#### DATA EXTRACT
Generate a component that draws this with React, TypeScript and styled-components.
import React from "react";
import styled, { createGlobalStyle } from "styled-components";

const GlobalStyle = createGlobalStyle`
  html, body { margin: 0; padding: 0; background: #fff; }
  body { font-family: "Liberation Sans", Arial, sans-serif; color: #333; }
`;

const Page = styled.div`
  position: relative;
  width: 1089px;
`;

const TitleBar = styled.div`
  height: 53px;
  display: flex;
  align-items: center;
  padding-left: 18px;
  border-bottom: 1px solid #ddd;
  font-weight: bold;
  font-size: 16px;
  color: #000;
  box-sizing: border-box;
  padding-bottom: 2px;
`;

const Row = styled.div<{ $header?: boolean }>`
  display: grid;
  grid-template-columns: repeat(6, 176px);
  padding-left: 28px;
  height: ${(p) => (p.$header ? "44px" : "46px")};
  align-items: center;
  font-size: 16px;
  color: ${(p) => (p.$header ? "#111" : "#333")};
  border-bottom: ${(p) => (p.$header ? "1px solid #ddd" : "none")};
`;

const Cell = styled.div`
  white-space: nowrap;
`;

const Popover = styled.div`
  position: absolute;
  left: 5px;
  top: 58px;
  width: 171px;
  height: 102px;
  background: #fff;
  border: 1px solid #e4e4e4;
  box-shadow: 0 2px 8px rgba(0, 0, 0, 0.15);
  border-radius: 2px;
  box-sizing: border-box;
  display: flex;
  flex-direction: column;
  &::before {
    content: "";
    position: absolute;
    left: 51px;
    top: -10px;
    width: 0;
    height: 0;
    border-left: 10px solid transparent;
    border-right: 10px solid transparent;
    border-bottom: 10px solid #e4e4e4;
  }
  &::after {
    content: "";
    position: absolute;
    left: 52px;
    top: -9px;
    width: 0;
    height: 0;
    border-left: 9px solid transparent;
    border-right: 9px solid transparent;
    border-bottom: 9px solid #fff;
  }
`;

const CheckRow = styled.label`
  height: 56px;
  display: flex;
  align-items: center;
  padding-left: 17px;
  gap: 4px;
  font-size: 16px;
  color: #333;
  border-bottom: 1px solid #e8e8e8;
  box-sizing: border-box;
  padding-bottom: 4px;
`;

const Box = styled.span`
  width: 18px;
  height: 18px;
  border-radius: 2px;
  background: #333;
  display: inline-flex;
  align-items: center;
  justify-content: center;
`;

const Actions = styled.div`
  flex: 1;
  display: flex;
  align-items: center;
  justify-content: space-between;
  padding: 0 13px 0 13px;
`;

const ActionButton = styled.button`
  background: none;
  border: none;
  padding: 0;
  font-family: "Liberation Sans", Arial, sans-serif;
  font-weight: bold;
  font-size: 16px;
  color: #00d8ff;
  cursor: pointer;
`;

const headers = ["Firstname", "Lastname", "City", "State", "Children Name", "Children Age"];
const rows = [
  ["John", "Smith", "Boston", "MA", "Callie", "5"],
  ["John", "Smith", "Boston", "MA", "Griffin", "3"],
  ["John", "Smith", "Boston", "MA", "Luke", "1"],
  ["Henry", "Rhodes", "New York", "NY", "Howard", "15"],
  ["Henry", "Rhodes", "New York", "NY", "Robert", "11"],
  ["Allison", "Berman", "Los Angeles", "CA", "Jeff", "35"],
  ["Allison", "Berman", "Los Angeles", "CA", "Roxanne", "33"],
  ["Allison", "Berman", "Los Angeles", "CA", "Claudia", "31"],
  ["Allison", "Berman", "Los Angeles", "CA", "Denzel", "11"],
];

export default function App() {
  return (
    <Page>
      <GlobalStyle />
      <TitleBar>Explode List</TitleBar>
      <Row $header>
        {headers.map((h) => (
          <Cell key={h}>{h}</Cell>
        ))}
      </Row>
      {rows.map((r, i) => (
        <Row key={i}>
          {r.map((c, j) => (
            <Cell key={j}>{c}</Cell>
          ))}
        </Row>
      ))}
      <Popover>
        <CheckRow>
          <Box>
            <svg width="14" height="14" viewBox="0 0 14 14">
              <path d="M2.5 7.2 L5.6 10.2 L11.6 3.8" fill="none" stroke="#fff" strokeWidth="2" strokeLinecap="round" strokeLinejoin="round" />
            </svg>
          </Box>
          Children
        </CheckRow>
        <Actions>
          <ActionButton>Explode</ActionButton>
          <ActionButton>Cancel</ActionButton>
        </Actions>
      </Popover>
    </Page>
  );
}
########
#### DATA EXTRACT
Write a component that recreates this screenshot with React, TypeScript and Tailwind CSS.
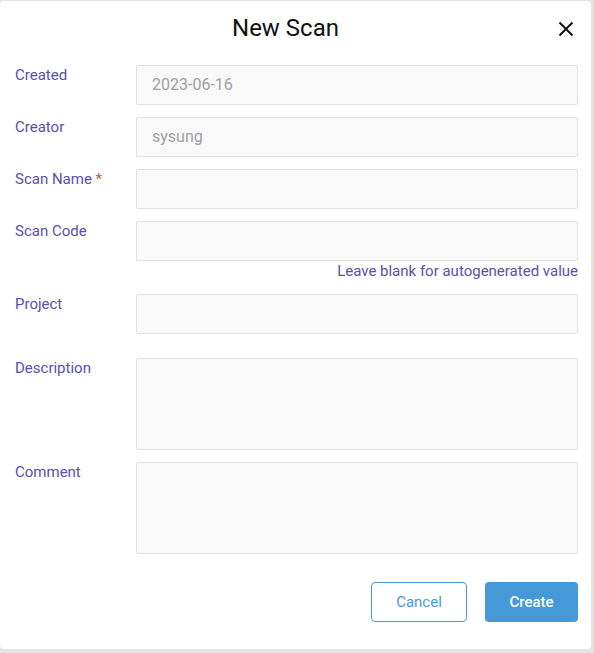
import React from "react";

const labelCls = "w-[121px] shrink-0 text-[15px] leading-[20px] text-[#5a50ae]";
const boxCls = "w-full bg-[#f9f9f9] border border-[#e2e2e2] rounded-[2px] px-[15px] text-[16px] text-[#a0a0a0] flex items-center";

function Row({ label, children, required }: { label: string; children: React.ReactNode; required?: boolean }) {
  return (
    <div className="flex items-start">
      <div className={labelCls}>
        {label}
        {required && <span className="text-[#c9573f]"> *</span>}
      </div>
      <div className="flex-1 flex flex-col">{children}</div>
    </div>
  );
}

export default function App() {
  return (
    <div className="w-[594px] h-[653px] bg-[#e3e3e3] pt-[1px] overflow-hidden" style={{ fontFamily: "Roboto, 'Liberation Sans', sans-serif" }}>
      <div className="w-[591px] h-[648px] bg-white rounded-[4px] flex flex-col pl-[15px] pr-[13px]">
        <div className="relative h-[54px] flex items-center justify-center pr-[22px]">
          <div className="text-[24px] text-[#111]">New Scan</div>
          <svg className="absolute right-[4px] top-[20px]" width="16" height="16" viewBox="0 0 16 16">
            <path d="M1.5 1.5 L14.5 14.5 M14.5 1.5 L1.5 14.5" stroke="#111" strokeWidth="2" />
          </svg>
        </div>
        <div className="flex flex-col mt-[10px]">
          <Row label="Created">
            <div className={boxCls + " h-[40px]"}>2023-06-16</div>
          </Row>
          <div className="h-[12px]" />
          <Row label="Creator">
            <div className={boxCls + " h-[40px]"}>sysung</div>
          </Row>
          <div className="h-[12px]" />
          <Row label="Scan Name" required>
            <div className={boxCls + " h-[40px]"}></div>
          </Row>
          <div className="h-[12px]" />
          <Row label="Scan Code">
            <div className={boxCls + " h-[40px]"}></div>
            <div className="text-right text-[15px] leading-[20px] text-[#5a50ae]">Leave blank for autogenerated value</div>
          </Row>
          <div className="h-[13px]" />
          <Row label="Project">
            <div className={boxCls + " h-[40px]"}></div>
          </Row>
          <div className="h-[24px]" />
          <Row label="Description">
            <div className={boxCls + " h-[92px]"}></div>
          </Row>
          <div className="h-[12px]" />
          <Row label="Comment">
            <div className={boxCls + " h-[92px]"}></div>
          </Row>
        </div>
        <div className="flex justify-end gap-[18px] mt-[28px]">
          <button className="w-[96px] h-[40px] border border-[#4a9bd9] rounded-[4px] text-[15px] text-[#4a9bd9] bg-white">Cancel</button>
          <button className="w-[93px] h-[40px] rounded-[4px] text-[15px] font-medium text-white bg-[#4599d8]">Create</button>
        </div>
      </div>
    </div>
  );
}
########
#### DATA EXTRACT
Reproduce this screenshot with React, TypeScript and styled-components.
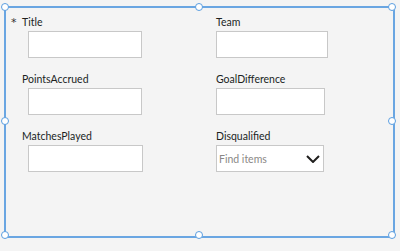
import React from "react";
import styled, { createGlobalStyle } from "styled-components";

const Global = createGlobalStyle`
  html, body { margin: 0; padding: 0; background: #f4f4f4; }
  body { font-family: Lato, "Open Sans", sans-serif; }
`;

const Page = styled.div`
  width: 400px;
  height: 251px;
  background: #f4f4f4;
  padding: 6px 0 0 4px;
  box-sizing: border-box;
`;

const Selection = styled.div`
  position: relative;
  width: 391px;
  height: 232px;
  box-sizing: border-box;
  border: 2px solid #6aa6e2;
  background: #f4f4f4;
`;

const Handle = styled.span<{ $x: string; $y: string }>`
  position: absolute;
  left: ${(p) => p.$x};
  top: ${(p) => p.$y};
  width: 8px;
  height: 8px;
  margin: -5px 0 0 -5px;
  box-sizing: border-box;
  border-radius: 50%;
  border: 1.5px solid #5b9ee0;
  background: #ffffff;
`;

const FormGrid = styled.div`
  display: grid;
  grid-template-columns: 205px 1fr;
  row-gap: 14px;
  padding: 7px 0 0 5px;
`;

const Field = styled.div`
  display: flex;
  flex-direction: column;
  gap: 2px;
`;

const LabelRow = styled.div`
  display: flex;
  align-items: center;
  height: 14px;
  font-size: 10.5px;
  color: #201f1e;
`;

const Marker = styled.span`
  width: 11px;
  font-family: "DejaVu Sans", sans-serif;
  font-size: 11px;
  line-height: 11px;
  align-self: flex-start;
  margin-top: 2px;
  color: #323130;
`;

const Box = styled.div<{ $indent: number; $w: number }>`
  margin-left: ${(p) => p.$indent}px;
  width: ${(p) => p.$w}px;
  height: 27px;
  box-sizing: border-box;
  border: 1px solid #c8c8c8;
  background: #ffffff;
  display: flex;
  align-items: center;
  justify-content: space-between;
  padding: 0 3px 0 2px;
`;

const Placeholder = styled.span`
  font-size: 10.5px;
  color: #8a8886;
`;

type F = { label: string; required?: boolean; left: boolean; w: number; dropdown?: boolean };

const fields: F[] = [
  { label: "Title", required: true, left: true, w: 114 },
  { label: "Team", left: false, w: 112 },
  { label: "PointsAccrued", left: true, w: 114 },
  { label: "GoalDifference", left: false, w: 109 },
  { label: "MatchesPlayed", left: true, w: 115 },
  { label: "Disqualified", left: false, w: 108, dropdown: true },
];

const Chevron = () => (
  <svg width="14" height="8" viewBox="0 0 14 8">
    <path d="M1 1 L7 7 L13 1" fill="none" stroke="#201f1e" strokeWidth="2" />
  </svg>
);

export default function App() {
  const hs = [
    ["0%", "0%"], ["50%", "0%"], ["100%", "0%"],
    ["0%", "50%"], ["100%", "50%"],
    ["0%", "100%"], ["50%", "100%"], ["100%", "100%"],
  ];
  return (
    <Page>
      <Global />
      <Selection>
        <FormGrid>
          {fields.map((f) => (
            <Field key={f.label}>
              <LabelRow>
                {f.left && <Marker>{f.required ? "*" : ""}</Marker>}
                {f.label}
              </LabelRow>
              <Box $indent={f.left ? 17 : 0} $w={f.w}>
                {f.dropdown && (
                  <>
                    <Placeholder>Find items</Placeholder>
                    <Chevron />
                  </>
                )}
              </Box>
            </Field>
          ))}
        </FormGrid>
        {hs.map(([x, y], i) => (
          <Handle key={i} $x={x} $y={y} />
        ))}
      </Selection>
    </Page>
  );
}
########
→ **INSTRUCTIONS TO FOLLOW**
Extract, without any images, the part of the material above that opens with the line containing "Reproduce this screenshot" and closes with the line containing "string; required?: boolean;", both lines included.

→ **REPLY**
Reproduce this screenshot with React, TypeScript and styled-components.
import React from "react";
import styled, { createGlobalStyle } from "styled-components";

const Global = createGlobalStyle`
  html, body { margin: 0; padding: 0; background: #f4f4f4; }
  body { font-family: Lato, "Open Sans", sans-serif; }
`;

const Page = styled.div`
  width: 400px;
  height: 251px;
  background: #f4f4f4;
  padding: 6px 0 0 4px;
  box-sizing: border-box;
`;

const Selection = styled.div`
  position: relative;
  width: 391px;
  height: 232px;
  box-sizing: border-box;
  border: 2px solid #6aa6e2;
  background: #f4f4f4;
`;

const Handle = styled.span<{ $x: string; $y: string }>`
  position: absolute;
  left: ${(p) => p.$x};
  top: ${(p) => p.$y};
  width: 8px;
  height: 8px;
  margin: -5px 0 0 -5px;
  box-sizing: border-box;
  border-radius: 50%;
  border: 1.5px solid #5b9ee0;
  background: #ffffff;
`;

const FormGrid = styled.div`
  display: grid;
  grid-template-columns: 205px 1fr;
  row-gap: 14px;
  padding: 7px 0 0 5px;
`;

const Field = styled.div`
  display: flex;
  flex-direction: column;
  gap: 2px;
`;

const LabelRow = styled.div`
  display: flex;
  align-items: center;
  height: 14px;
  font-size: 10.5px;
  color: #201f1e;
`;

const Marker = styled.span`
  width: 11px;
  font-family: "DejaVu Sans", sans-serif;
  font-size: 11px;
  line-height: 11px;
  align-self: flex-start;
  margin-top: 2px;
  color: #323130;
`;

const Box = styled.div<{ $indent: number; $w: number }>`
  margin-left: ${(p) => p.$indent}px;
  width: ${(p) => p.$w}px;
  height: 27px;
  box-sizing: border-box;
  border: 1px solid #c8c8c8;
  background: #ffffff;
  display: flex;
  align-items: center;
  justify-content: space-between;
  padding: 0 3px 0 2px;
`;

const Placeholder = styled.span`
  font-size: 10.5px;
  color: #8a8886;
`;

type F = { label: string; required?: boolean; left: boolean; w: number; dropdown?: boolean };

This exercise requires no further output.